Mahindra & Mahindra Ltd., the fourth largest tractor manufacturer in the world and the domestic leader for 23 consecutive years, announced today that it signed a deal to acquire 43.3 percent stake in Punjab Tractors Ltd. at a price of Rs. 360 per share.

 M&M Ltd. along with its subsidiary Mahindra Holdings and Finance Ltd. agreed to acquire the stake from Actis Group and the investment companies of the Burman family, subject to the receipt of requisite approvals.                   

 Punjab Tractors Limited is a significant player in the tractor industry, having been in operation since 1974. Its “Swaraj” brand of tractors and farm equipment enjoy strong brand loyalty with customers.

 Mr. Anand Mahindra, Vice Chairman & Managing Director, Mahindra & Mahindra, said, “The acquisition adds significantly to our core business of farm equipment. We expect this to enhance value for our shareholders through the synergies which our farm equipment business and Punjab Tractors will together generate.”

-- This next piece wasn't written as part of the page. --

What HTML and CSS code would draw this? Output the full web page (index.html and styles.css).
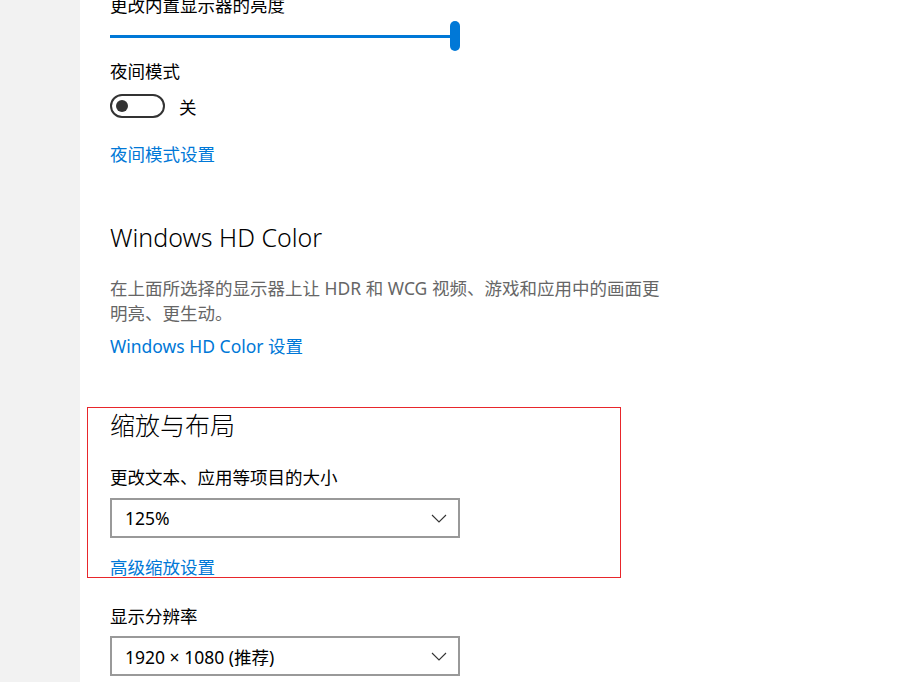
FILE: index.html
```html
<!DOCTYPE html>
<html lang="zh-CN">
<head>
    <meta charset="UTF-8">
    <meta name="viewport" content="width=device-width, initial-scale=1.0">
    <title>显示设置</title>
    <link rel="stylesheet" href="styles.css">
</head>
<body>
    <div class="page">
        <div class="sidebar"></div>
        <div class="main">
            <div class="label first">更改内置显示器的亮度</div>
            <div class="slider">
                <div class="track"></div>
                <div class="thumb"></div>
            </div>

            <div class="label night">夜间模式</div>
            <div class="toggle-row">
                <div class="toggle"><span class="knob"></span></div>
                <span class="toggle-text">关</span>
            </div>
            <a href="#" class="link night-link">夜间模式设置</a>

            <h2 class="heading hd">Windows HD Color</h2>
            <p class="desc">在上面所选择的显示器上让 HDR 和 WCG 视频、游戏和应用中的画面更明亮、更生动。</p>
            <a href="#" class="link hd-link">Windows HD Color 设置</a>

            <div class="highlight">
                <h2 class="heading">缩放与布局</h2>
                <div class="label scale-label">更改文本、应用等项目的大小</div>
                <div class="dropdown">
                    <span>125%</span>
                    <svg width="16" height="9" viewBox="0 0 16 9"><path d="M1 1 L8 8 L15 1" fill="none" stroke="#333" stroke-width="1.1"/></svg>
                </div>
                <a href="#" class="link scale-link">高级缩放设置</a>
            </div>

            <div class="label res-label">显示分辨率</div>
            <div class="dropdown">
                <span>1920 × 1080 (推荐)</span>
                <svg width="16" height="9" viewBox="0 0 16 9"><path d="M1 1 L8 8 L15 1" fill="none" stroke="#333" stroke-width="1.1"/></svg>
            </div>
        </div>
    </div>
</body>
</html>
```

FILE: styles.css
```css
body {
    margin: 0;
    font-family: "Noto Sans", "Noto Sans CJK SC", sans-serif;
    font-size: 17.5px;
    color: #000;
    background: #fff;
    overflow: hidden;
}
.page {
    display: flex;
    height: 682px;
}
.sidebar {
    width: 80px;
    flex-shrink: 0;
    background: #f2f2f2;
}
.main {
    flex: 1;
    padding-left: 30px;
    margin-top: -7px;
}
.label {
    line-height: 24px;
}
.slider {
    display: flex;
    align-items: center;
    width: 350px;
    height: 30px;
    margin-top: 4px;
}
.track {
    flex: 1;
    height: 3px;
    background: #0078d7;
}
.thumb {
    width: 10px;
    height: 30px;
    margin-left: -5px;
    border-radius: 5px;
    background: #0078d7;
}
.night {
    margin-top: 8px;
}
.toggle-row {
    display: flex;
    align-items: center;
    margin-top: 11px;
    height: 24px;
}
.toggle {
    box-sizing: border-box;
    width: 55px;
    height: 24px;
    border: 2px solid #333;
    border-radius: 12px;
    display: flex;
    align-items: center;
    padding-left: 4px;
}
.knob {
    width: 12px;
    height: 12px;
    border-radius: 50%;
    background: #333;
}
.toggle-text {
    margin-left: 14px;
}
.link {
    display: block;
    color: #0078d7;
    text-decoration: none;
    line-height: 24px;
    width: max-content;
}
.night-link {
    margin-top: 24px;
}
.heading {
    margin: 0;
    font-size: 25px;
    font-weight: 300;
    line-height: 32px;
}
.hd {
    margin-top: 55px;
}
.desc {
    margin: 23px 0 0;
    max-width: 556px;
    color: #666;
    line-height: 25px;
}
.hd-link {
    margin-top: 8px;
}
.highlight {
    width: 510px;
    margin: 49px 0 0 -23px;
    padding: 1px 0 0 22px;
    border: 1px solid #e8262b;
}
.scale-label {
    margin-top: 24px;
}
.dropdown {
    box-sizing: border-box;
    width: 350px;
    height: 40px;
    margin-top: 9px;
    padding: 0 11px 0 13px;
    border: 2px solid #999;
    display: flex;
    align-items: center;
    justify-content: space-between;
}
.scale-link {
    margin-top: 19px;
    line-height: 20px;
}
.res-label {
    margin-top: 26px;
}
.res-label + .dropdown {
    margin-top: 8px;
}
```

 Mr. Anjanikumar Choudhari, President, Farm Equipment Sector, M&M, said, “This acquisition will add a well-respected brand, Swaraj, and a strong product range to our portfolio. It will further strengthen our market position in different regions in India. Some of the PTL models have clear opportunities in overseas markets in which M&M operates. The manufacturing capacities of Punjab Tractors fit well with our future plans, and its North India vendor base will provide us opportunities to derive good benefits from sourcing synergy.”

  M&M can now levearge the low cost engine and autocomponent divisions of PTL since it will acquire two PTL's two divisions.It will also acquire Swaraj Engines, a joint venture with Kirloskar for making engines for tractors and Swaraj Automobiles that makes autocomponents and seats for tractors.The light commercial vehicle business (LCV) jointly promoted by PTL and Sumitomo of Japan, is an additional business oppertunity.

 Mahindra's agressive offer for PTL is to maintain its lead over Tafe-Eicher combine. Last year, Tafe bought Eicher's tractor business for Rs 310 crore and increased its market share to 25% from approximately 15%.M&M suddenly had an arch rival as the gap in market share slipped to just 5%. Now, after the aquisition, M&M will command a market share of 45% in one shot.